_EXCERPTED RECORDS_.
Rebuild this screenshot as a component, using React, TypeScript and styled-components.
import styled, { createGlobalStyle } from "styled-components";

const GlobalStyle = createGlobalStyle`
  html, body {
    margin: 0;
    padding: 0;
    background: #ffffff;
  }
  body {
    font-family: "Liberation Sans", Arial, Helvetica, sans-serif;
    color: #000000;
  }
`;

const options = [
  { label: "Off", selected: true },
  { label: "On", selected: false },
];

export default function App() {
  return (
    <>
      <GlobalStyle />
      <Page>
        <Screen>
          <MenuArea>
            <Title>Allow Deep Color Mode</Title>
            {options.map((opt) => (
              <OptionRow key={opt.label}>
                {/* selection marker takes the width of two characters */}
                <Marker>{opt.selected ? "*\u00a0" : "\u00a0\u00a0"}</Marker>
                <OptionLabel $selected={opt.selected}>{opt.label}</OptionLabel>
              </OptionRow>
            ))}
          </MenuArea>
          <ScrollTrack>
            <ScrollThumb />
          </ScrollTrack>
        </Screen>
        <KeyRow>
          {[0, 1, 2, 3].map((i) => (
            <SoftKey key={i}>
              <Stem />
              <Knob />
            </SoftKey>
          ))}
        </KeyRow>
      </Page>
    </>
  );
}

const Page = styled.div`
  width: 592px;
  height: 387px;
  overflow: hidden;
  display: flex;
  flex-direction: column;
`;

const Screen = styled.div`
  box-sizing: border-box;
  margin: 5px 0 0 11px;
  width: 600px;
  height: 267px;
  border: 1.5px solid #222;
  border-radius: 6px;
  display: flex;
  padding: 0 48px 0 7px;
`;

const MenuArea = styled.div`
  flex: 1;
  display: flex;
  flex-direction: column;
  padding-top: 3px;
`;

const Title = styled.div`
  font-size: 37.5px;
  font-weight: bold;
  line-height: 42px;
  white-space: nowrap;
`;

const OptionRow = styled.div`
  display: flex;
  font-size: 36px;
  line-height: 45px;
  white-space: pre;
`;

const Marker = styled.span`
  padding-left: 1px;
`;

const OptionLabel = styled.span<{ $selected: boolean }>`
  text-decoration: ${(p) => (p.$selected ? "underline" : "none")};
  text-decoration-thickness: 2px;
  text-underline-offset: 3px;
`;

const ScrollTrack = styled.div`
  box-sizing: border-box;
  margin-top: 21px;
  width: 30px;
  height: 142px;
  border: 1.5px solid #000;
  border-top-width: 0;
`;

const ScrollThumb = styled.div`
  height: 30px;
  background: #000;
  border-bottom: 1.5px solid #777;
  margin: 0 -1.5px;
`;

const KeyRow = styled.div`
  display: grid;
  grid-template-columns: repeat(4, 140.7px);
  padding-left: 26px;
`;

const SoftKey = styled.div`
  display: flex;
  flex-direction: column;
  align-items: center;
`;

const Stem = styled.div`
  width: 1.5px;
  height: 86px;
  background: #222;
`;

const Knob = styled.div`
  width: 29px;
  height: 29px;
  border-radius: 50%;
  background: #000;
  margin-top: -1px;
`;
==
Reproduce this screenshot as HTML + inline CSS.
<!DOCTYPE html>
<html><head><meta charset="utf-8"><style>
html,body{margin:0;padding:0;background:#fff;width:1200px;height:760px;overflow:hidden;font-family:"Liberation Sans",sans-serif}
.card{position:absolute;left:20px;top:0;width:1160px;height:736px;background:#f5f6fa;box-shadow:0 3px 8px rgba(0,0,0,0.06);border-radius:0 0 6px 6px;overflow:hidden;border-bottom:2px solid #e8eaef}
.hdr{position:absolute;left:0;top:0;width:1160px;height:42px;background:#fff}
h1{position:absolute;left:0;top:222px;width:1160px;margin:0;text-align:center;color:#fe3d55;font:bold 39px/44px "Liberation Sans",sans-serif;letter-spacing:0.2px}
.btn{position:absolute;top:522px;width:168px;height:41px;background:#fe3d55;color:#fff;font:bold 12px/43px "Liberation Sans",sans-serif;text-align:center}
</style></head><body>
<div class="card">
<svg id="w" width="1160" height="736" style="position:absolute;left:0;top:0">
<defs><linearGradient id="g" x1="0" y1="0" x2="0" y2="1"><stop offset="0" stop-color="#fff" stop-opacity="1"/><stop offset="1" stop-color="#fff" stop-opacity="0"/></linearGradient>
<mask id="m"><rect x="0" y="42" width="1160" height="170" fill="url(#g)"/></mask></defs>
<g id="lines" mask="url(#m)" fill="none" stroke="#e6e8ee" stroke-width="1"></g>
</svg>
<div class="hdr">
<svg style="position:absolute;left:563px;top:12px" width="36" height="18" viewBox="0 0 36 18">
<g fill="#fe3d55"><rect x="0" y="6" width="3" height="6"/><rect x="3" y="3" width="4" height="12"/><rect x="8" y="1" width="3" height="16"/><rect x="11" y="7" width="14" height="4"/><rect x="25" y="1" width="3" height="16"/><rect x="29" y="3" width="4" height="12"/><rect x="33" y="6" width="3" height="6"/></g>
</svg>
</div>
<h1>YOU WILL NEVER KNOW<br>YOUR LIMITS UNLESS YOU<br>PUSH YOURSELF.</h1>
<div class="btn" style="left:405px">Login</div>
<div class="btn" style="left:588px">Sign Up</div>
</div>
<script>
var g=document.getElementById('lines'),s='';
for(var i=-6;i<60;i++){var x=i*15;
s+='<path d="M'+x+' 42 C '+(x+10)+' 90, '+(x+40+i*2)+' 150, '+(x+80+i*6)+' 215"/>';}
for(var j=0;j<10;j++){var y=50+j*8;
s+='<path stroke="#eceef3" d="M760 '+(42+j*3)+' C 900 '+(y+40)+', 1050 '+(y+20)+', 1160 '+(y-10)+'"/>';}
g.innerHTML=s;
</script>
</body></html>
--
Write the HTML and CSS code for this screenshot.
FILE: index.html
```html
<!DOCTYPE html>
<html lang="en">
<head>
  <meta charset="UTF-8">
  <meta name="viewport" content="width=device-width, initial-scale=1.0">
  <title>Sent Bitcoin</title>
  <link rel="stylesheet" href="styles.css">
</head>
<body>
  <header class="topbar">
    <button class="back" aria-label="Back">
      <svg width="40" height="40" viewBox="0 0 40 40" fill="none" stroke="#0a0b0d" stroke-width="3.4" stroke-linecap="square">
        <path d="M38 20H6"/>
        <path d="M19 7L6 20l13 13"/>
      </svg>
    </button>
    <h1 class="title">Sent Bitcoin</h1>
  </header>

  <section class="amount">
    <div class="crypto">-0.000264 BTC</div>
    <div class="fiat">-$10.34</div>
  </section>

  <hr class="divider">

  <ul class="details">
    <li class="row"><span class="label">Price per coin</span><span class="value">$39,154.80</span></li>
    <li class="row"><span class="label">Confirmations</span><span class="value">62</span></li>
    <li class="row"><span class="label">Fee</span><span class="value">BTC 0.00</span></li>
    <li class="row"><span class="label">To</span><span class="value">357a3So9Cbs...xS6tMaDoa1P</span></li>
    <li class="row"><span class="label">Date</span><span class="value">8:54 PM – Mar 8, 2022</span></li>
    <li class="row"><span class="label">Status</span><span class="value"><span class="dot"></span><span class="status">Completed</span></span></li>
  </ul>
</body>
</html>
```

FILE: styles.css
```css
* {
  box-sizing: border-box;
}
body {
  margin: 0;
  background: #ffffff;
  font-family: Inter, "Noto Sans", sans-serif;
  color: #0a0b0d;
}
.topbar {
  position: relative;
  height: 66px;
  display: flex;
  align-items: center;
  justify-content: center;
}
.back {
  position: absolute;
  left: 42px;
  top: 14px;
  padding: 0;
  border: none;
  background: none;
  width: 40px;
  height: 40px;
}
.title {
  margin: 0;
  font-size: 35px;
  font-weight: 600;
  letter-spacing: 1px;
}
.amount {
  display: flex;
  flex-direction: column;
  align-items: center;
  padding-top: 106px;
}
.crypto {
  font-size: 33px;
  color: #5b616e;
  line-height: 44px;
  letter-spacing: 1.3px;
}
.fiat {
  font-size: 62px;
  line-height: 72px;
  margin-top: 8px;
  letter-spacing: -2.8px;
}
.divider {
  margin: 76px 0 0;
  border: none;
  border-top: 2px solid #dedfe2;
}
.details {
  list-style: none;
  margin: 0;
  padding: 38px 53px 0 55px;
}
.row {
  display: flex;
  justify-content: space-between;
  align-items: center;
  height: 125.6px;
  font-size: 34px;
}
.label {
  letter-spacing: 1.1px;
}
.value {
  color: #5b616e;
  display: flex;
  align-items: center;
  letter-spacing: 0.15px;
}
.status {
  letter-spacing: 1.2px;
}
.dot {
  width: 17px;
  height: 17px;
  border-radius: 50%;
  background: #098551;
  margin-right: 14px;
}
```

_REQUEST_. Pick out the lines containing the string "components" and show them.

_EXERCISE RESULT_.
Rebuild this screenshot as a component, using React, TypeScript and styled-components.
import styled, { createGlobalStyle } from "styled-components";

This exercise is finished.